Each one represented something I once thought I wasn’t ready for. Now they represent something completely different.

Confidence
Growth
Consistency
Proof

Proof that confidence doesn’t magically appear before you do hard things. Confidence gets built because you keep doing things before you feel fully ready.

That’s probably the biggest thing solo hiking has taught me over the years.

You don’t become confident first and then start hiking alone. You build confidence by continuing to show up for yourself over and over again. Even while scared.

If You Want to Start Hiking Alone…

You don’t need to start with a giant mountain or a huge backpacking trip. Seriously. One of the biggest mistakes people make is thinking solo hiking has to start with something extreme. It doesn’t.

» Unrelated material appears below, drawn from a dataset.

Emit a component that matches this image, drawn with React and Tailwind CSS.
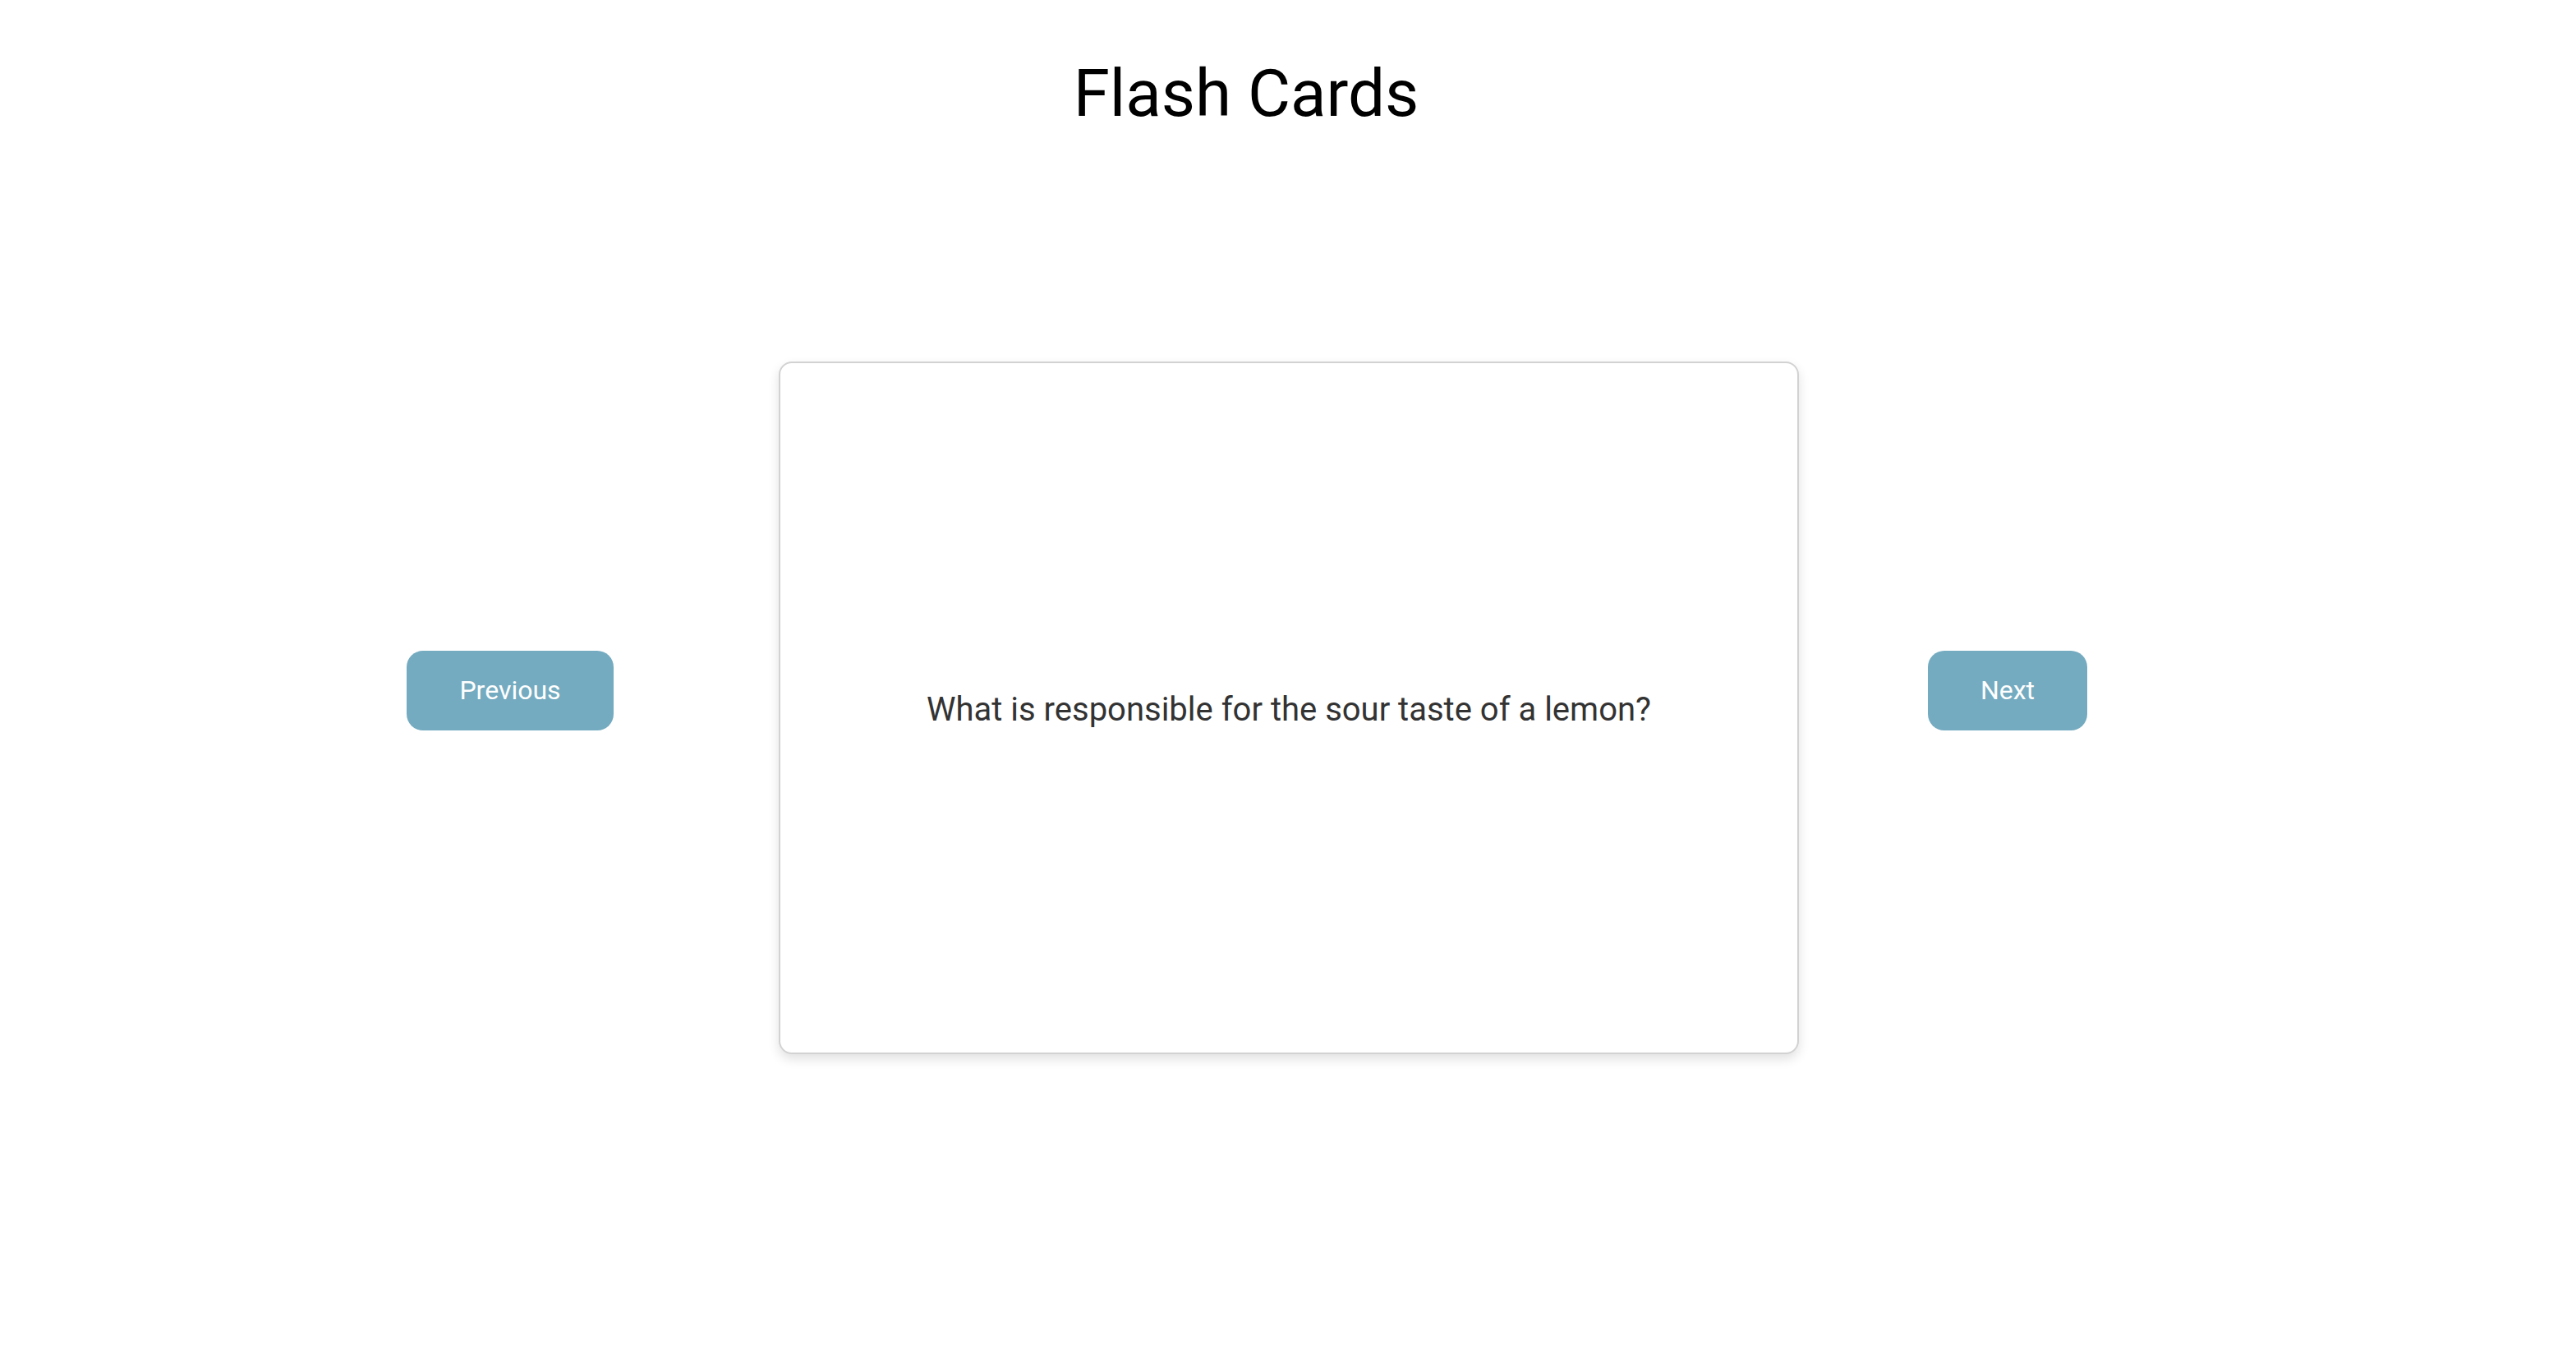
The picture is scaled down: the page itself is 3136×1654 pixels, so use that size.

You can start ridiculously small.

A short local trail.
A nearby nature walk.
A familiar trail after work.
A busy trail on a Saturday morning.

The goal isn’t to prove anything. The goal is simply to start building trust within yourself. That’s it.

Over time, hiking alone starts feeling less scary and feels way more peaceful.

The Real Reason I Love Hiking Alone

The real reason hiking alone has changed my life so much isn’t because of the miles I’ve hiked or the mountains I’ve hiked up to. It’s the person I’ve become while doing it.

Hiking alone has helped me feel:

  • more grounded
  • more capable
  • less stressed
  • more confident
  • more connected to myself

Every time I go on a solo hike, I come back feeling a little stronger and a lot more like myself.

Honestly? I think that’s the best part of hiking alone.